In Netflix’s series SENSE8, created by executive producers Andy and Lana Wachowski and J. Michael Straczynski, eight people from far-flung parts of the world, but born at the same moment, discover that they can all access each other’s thoughts and abilities. Further, members of this “cluster” discover that there are other, similar groups.

Naveen Andrews (of LOST) plays Jonas Maliki, a survivor of an older cluster who is trying to protect the younger group, despite the growing physical danger around him. Daryl Hannah (BLADE RUNNER, SPLASH, KILL BILL) portrays Angelica Turing, Jonas’ lover, who we see commit suicide but who seems to still be involved from beyond the grave.

Following a Q&A panel for SENSE8 held by Netflix for the Television Critics Association summer press tour with Straczynski, executive producer Grant Hill and fellow actors Jamie Clayton and Michael J. Smith, Hannah and Andrews both sit down for some further discussion of their unconventional show. SENSE8 has since been picked up for a second season, with Season 1 available in its entirety on Netflix.

AX: How did you become involved in SENSE8?

NAVEEN ANDREWS: I got the script and I had a meeting with Lana and Andy, and I wanted to talk about the script, I remember, and they went, “No, no, we need to talk to you about your life.” Which was a little unsettling [Hannah laughs], because it went on for almost two hours. And then after that I got the job.
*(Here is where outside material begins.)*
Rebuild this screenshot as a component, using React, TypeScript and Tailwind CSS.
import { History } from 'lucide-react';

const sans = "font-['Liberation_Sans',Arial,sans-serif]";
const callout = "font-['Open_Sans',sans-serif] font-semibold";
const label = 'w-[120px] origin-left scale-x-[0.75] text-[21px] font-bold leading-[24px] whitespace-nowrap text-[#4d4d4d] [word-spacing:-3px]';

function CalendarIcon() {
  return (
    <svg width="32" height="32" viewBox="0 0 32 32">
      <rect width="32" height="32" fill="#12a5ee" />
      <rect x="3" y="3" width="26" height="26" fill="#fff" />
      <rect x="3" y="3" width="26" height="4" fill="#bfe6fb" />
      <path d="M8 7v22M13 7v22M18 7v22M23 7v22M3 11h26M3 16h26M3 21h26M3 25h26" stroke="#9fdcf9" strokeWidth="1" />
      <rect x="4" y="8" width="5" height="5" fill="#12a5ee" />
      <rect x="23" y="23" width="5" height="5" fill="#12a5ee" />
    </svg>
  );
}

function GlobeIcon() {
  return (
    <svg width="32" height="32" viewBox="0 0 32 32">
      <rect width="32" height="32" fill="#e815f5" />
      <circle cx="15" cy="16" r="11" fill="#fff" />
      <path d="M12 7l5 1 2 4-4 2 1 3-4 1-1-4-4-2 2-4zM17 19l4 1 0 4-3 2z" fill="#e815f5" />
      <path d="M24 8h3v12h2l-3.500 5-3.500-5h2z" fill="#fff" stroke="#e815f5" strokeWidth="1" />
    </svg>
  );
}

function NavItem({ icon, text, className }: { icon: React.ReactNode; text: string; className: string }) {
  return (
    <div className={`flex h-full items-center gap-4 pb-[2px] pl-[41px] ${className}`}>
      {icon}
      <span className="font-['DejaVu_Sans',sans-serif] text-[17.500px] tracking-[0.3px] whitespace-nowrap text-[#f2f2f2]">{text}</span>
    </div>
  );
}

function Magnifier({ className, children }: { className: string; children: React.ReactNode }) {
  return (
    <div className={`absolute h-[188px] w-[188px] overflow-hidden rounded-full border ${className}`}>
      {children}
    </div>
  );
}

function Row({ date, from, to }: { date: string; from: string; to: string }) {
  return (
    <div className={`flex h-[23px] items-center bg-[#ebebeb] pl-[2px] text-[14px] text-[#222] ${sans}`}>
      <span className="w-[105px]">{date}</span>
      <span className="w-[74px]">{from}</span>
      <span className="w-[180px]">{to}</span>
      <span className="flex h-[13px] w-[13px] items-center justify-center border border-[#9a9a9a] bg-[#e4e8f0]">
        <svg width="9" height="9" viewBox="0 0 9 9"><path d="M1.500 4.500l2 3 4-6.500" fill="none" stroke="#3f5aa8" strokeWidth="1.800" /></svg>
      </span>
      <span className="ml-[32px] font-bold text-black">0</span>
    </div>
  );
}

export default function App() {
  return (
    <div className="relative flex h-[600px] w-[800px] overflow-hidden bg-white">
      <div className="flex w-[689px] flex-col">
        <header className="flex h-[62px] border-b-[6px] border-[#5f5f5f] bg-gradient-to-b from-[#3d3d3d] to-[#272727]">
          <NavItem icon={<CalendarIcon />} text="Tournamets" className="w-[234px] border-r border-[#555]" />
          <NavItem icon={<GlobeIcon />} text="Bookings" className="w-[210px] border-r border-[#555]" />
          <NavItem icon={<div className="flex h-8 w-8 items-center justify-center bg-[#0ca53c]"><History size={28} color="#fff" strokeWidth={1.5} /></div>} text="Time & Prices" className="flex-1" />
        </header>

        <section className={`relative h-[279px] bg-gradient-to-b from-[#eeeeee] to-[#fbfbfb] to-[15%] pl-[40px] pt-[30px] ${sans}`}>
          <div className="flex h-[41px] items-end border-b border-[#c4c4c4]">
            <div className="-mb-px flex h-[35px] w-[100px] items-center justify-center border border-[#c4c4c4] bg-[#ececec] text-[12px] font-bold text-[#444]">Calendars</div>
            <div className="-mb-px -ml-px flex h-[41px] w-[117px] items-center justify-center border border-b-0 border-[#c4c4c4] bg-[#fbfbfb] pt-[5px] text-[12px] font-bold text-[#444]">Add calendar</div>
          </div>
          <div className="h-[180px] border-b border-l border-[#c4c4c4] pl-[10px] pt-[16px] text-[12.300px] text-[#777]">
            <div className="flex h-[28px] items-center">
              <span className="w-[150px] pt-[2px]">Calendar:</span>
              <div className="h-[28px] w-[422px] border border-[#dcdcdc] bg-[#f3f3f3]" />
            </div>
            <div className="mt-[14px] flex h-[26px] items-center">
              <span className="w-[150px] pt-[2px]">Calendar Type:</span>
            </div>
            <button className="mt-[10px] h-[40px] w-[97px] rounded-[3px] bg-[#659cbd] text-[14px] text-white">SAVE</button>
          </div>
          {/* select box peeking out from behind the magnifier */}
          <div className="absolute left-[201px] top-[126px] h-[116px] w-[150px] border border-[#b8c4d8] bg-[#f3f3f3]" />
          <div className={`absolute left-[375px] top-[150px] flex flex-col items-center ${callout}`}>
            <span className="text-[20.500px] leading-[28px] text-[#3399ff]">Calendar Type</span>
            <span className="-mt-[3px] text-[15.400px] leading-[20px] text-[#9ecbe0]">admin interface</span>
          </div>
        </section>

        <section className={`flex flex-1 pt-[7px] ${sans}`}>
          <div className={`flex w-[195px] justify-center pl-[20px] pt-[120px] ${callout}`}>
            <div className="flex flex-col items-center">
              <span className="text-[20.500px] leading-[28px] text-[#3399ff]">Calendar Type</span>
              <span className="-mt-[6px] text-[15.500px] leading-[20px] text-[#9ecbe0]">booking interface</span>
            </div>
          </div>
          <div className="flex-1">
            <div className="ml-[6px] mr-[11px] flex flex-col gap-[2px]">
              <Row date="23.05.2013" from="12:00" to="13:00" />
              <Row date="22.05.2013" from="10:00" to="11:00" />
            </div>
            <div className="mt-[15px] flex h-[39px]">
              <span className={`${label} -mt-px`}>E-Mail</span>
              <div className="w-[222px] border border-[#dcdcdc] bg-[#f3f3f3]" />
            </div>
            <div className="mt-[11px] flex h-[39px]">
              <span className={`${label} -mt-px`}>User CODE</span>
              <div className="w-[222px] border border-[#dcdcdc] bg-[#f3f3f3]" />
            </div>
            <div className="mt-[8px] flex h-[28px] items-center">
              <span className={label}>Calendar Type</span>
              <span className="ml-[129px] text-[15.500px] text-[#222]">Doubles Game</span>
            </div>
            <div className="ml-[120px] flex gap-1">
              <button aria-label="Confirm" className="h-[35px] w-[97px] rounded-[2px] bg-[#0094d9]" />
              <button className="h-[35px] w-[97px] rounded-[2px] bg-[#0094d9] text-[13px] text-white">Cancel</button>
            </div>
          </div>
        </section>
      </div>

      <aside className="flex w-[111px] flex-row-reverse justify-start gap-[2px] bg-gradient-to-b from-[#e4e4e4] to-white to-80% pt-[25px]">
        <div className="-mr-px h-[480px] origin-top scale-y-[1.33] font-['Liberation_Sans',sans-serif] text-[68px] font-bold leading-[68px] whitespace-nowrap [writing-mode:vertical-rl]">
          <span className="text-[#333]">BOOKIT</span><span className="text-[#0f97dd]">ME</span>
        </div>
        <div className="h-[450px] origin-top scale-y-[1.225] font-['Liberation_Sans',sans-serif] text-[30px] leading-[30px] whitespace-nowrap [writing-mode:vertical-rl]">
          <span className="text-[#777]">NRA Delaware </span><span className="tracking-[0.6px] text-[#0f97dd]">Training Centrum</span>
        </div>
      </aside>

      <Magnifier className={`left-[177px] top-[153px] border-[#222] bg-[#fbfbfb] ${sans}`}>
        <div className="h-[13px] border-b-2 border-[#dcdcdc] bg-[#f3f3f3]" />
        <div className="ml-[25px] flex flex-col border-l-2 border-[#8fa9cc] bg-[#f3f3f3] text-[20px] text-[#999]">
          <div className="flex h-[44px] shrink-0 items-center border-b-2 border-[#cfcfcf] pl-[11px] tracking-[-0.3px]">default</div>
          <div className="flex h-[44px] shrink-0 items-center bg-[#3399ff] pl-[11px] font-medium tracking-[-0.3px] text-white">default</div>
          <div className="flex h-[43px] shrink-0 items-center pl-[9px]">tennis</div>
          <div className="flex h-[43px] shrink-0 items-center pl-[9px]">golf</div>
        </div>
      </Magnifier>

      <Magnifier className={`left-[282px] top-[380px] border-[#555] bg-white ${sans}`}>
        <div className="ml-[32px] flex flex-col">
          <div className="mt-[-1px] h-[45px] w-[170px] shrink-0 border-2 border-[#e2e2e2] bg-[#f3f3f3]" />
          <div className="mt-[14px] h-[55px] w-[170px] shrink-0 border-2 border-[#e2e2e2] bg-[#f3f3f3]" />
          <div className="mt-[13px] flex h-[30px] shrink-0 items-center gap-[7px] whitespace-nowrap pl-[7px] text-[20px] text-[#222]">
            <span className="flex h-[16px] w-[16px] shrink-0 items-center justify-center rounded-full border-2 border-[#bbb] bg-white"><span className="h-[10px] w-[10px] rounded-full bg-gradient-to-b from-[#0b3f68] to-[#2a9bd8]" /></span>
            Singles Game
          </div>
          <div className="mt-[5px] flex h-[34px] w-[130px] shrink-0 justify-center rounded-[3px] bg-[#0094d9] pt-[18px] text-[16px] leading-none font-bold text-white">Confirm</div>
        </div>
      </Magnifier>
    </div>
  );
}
DARYL HANNAH: For me, it was sort of a weird way. I didn’t have a manager or an agent at the time, and I had gotten a call from a relative that a friend of hers who was a casting director was looking for this musician that I know, because they were looking for a certain musician to play the part of Mr. Whispers [played in the series by Terrence Mann], and did I have a contact for him? And I said, “Well, yes, but I’m not sure if he’s working on movies right now.” Anyway, they said, “You might play this role androgynously, would you come in for it?” So I went to go meet on the Mr. Whispers character, and I didn’t read or anything, but I just went to meet [the Wachowskis, Straczynski and executive producer Grant Hill], and I ended up just talking to them for hours, and in that meeting, they said, “We have another part in mind for you.” They just told me the name was Angel, but they didn’t tell me anything about the story, and I hadn’t read anything of the script at that point. So that was it.

AX: So you both decided on the basis of those discussions that it would be fun to do?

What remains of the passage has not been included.